4. Why are polymer rubbers and synthetic materials such a big deal in climbing shoes and apparel?
In climbing shoes, polymer-based rubber compounds are one of the biggest performance drivers because they directly affect grip, precision, support, and sensitivity. Shoe rubber must do several things at once: generate friction on rock and plastic, deform enough to conform to tiny features, remain durable under repeated abrasion, and provide the right balance of stiffness and softness for different styles of climbing. That is not easy, and it is why manufacturers invest heavily in compound design. Small changes in polymer formulation can produce noticeably different results in edging power, smearing ability, and overall feel on the wall.
The rest of the shoe also depends on polymers. Synthetic uppers, rand materials, midsoles, and adhesives all influence fit retention, structure, and long-term durability. A well-designed rand helps transfer power to the toe, while the upper material affects stretch, breathability, and how the shoe breaks in. Because polymers can be tuned for flexibility, resilience, and abrasion resistance, brands can build shoes for steep bouldering, technical face climbing, crack climbing, or all-day comfort on long routes.
In apparel, polymers are equally important. Jackets, base layers, insulation, and soft shells often use synthetic fibers and membranes to manage weather and moisture. These materials can help block wind, resist rain, wick sweat, dry quickly, and maintain warmth even in damp conditions. For climbers, that translates into better thermal regulation and mobility in constantly changing environments. Whether someone is climbing in an indoor gym, a desert crag, or a frozen alpine couloir, polymer-based textiles help keep clothing lighter, more packable, and more functional than many traditional alternatives.
5. Are there any downsides to polymers in climbing gear, and what should climbers watch for?
Yes, polymers offer major advantages, but they are not maintenance-free and they do have limitations. Over time, polymer-based gear can degrade from ultraviolet exposure, abrasion, dirt contamination, repeated loading, chemicals, heat, and simple aging. A rope that looks fine externally may still have suffered internal wear after heavy use or a severe fall. Helmet foams can become compromised after impacts, even if damage is not dramatic. Harness webbing can weaken from abrasion or contamination, and shoe rubber performance naturally changes as it wears down.

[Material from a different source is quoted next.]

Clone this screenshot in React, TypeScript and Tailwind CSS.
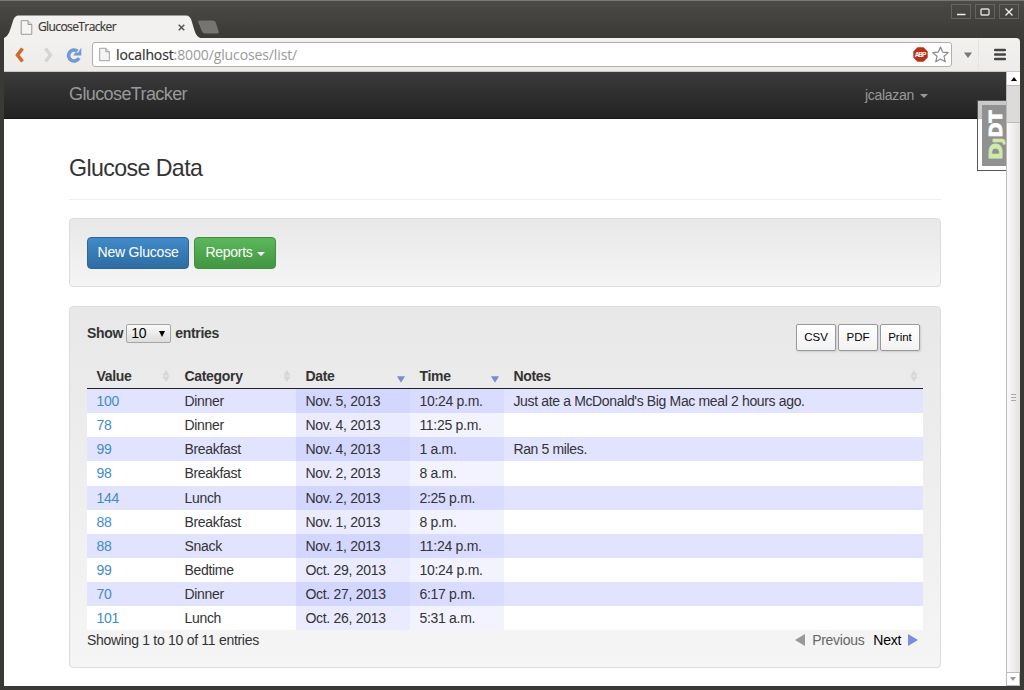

Climbers should also understand that not all polymers behave the same way. Some are excellent at absorbing energy, some are optimized for stiffness, and some are chosen mainly for weather resistance or low weight. That means gear must be used for its intended purpose. For example, a dynamic rope should never be treated like a static line, and a lightweight alpine helmet should not be assumed to perform identically to every other helmet design in every scenario. The sophistication of polymer engineering is a strength, but it also means users need to pay attention to specifications, certifications, and manufacturer recommendations.
The practical takeaway is that inspection, storage, and timely retirement matter just as much as material quality. Climbers should store gear away from direct sunlight and excessive heat, keep it away from harsh chemicals, inspect it regularly for cuts, glazing, soft spots, delamination, deformation, and unusual wear, and replace gear after major impacts or when it reaches the end of its service life. Polymers have made climbing dramatically safer and more capable, but the best results come when advanced materials are matched with informed use and disciplined gear care.